▶ [Exercise objective]:
In the material below, find how many lines contain the string "this". Write only that number.

▶ [Given data]:
--------

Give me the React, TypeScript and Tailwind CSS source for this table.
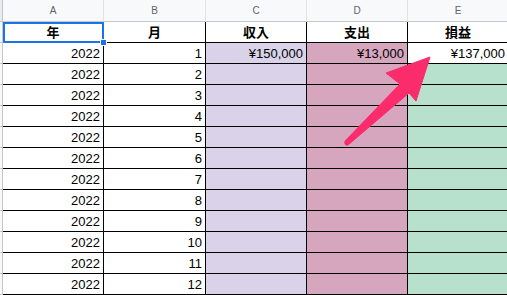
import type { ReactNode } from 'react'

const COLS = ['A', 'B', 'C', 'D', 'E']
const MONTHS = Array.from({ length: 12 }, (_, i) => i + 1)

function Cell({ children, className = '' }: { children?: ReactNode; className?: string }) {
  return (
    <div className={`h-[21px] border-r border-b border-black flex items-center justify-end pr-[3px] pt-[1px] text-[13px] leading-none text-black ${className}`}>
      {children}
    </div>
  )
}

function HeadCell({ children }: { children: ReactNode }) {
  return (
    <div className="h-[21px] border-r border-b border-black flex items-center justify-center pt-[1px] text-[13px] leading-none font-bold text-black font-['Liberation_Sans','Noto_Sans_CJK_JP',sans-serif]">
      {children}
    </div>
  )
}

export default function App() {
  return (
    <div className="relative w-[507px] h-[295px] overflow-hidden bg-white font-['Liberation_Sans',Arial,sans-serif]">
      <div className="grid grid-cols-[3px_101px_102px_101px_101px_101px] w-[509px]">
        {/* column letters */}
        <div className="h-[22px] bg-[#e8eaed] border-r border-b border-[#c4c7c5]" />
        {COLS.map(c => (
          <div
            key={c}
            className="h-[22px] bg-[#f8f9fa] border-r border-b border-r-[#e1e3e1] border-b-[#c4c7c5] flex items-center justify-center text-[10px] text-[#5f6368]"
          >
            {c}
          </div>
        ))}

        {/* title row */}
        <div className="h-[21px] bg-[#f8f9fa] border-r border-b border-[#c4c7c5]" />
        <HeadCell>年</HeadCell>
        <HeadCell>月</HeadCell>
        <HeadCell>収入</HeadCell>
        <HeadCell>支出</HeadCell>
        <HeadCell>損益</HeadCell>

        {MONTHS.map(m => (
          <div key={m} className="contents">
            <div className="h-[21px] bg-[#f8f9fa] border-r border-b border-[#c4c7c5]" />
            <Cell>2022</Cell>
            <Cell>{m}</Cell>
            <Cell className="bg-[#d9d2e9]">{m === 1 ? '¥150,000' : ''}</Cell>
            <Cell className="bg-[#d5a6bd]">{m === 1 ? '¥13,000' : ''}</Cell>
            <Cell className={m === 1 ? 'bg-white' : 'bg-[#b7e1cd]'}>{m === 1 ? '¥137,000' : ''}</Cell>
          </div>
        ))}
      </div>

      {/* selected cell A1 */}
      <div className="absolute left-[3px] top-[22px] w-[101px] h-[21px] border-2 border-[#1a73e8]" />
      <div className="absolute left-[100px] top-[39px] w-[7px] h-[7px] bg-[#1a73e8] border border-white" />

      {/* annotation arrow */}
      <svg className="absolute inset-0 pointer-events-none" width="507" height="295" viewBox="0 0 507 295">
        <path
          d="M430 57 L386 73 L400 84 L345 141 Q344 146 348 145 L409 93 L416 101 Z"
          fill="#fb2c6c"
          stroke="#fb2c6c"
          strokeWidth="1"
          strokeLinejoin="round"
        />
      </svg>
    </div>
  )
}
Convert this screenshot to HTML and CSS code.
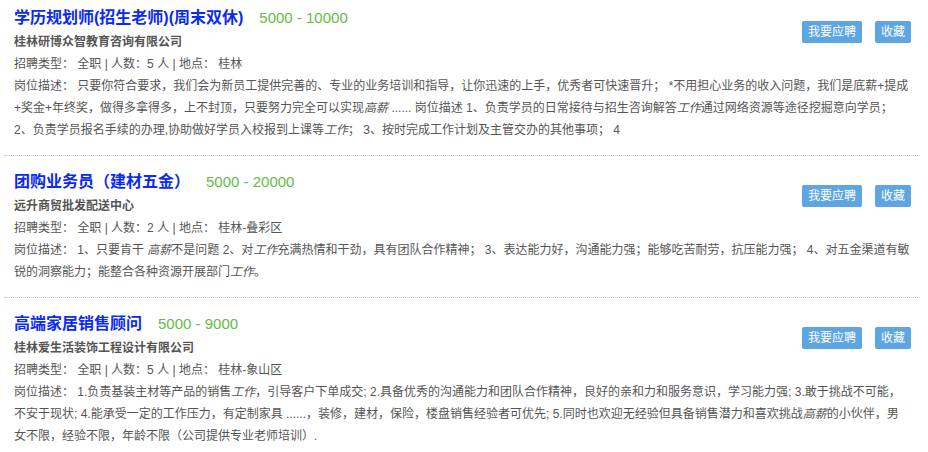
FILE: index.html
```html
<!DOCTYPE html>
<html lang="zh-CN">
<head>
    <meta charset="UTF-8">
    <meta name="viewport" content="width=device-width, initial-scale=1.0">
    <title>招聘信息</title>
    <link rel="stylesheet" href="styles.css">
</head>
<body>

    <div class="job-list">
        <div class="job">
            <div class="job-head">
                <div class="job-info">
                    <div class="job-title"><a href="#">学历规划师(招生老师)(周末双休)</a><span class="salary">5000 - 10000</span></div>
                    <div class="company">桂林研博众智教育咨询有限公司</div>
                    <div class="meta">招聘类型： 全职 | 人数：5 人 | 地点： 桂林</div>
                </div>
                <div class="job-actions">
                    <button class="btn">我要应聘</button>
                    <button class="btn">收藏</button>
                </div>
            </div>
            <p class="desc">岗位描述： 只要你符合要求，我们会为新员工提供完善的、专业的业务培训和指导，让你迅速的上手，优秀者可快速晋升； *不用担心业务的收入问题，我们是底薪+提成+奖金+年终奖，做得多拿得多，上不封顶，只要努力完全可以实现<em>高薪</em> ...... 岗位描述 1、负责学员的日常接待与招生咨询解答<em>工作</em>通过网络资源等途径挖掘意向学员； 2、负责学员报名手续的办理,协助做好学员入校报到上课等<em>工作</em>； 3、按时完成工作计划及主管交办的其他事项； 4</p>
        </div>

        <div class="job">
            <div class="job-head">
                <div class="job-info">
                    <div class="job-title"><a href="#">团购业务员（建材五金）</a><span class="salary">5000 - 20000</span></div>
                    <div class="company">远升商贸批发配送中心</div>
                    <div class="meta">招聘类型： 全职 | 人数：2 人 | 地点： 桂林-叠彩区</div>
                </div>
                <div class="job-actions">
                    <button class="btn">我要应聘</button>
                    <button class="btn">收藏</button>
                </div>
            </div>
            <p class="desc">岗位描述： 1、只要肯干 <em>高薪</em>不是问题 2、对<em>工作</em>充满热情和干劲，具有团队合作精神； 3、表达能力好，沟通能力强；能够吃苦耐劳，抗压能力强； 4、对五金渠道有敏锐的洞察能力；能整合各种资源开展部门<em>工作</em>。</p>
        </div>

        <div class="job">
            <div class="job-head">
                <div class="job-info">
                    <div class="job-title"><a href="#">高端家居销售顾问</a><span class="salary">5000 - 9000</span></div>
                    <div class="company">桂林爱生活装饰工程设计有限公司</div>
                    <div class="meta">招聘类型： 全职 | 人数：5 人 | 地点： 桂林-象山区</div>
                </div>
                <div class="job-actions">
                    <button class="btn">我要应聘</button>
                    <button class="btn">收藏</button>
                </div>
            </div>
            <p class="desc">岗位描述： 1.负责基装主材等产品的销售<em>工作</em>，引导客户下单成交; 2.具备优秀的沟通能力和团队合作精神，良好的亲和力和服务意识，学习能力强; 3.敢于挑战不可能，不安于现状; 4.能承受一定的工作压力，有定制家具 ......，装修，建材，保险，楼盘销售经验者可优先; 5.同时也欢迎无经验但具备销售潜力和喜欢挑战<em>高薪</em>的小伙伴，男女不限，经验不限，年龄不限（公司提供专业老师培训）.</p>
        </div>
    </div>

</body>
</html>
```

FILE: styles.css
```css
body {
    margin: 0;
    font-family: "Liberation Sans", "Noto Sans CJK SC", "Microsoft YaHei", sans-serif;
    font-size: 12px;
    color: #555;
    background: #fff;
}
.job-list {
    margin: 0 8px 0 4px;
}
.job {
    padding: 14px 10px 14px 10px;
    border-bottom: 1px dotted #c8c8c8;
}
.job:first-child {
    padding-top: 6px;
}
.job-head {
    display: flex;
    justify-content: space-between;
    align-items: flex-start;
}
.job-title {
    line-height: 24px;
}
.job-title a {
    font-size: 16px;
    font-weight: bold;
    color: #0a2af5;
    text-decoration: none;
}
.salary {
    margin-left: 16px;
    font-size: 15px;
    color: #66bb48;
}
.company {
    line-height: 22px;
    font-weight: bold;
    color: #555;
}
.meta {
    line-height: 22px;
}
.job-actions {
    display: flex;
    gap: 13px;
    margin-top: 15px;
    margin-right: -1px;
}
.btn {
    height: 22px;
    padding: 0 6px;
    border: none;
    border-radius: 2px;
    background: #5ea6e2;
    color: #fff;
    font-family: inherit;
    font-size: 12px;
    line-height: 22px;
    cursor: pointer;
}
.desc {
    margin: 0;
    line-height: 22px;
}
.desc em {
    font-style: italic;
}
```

--------

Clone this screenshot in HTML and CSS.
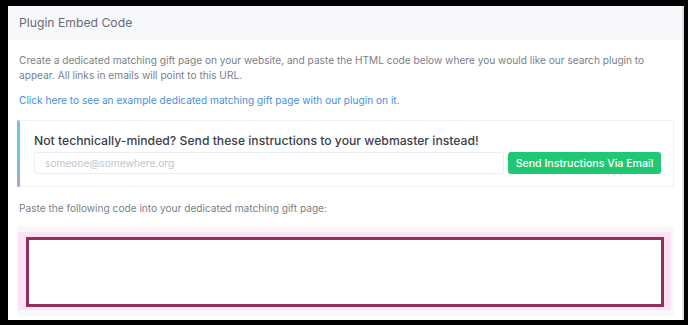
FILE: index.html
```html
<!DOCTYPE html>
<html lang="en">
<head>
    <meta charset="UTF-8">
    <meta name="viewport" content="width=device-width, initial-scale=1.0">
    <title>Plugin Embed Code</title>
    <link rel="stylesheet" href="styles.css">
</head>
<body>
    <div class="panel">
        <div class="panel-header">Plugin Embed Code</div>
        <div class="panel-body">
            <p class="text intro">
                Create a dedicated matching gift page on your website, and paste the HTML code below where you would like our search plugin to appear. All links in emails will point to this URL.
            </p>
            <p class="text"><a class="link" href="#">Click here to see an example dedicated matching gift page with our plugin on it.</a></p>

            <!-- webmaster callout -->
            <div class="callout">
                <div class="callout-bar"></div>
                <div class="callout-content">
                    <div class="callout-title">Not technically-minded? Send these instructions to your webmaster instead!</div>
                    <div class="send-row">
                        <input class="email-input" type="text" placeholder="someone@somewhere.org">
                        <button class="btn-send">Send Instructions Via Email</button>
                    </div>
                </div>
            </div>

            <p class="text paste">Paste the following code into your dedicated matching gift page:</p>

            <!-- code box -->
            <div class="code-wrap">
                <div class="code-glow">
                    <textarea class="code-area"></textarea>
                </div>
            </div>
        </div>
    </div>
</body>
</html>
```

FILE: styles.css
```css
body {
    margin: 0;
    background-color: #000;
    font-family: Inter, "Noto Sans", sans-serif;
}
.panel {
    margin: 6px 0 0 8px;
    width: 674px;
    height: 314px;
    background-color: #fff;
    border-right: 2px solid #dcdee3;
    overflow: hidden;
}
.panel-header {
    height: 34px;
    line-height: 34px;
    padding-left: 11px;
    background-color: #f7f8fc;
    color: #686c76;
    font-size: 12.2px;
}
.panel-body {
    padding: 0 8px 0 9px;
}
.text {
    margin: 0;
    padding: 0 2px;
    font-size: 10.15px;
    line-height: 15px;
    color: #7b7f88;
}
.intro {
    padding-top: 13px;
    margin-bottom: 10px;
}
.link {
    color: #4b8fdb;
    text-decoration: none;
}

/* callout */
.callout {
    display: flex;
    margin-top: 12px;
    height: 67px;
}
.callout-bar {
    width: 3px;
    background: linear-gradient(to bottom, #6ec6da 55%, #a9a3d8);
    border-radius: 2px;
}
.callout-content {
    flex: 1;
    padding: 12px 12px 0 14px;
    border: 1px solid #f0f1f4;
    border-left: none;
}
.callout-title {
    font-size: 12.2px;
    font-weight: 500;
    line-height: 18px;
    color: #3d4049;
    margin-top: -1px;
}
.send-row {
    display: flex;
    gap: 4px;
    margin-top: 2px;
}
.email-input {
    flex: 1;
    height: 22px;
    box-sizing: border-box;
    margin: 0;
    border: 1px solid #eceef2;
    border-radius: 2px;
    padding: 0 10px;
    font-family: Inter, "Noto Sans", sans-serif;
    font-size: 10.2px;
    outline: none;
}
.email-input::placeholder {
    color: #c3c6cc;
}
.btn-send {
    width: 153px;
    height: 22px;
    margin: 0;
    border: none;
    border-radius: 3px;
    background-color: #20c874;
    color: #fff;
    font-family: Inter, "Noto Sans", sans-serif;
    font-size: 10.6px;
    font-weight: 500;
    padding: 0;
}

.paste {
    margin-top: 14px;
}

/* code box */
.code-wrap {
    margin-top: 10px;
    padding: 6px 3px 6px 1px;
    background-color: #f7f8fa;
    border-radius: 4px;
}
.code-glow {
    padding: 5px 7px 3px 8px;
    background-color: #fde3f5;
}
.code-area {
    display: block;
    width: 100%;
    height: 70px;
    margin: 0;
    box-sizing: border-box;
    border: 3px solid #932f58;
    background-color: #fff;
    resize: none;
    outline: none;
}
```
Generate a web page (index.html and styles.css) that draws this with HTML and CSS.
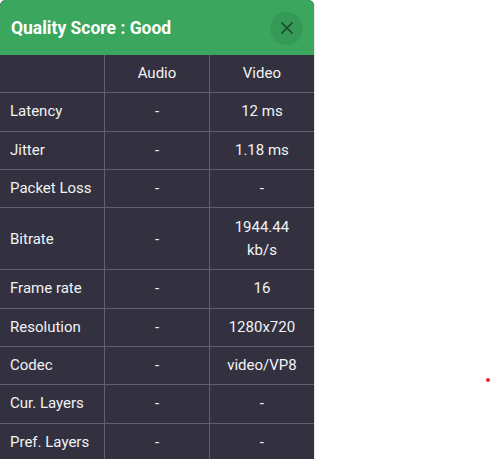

--------

▶ [Task result]:
5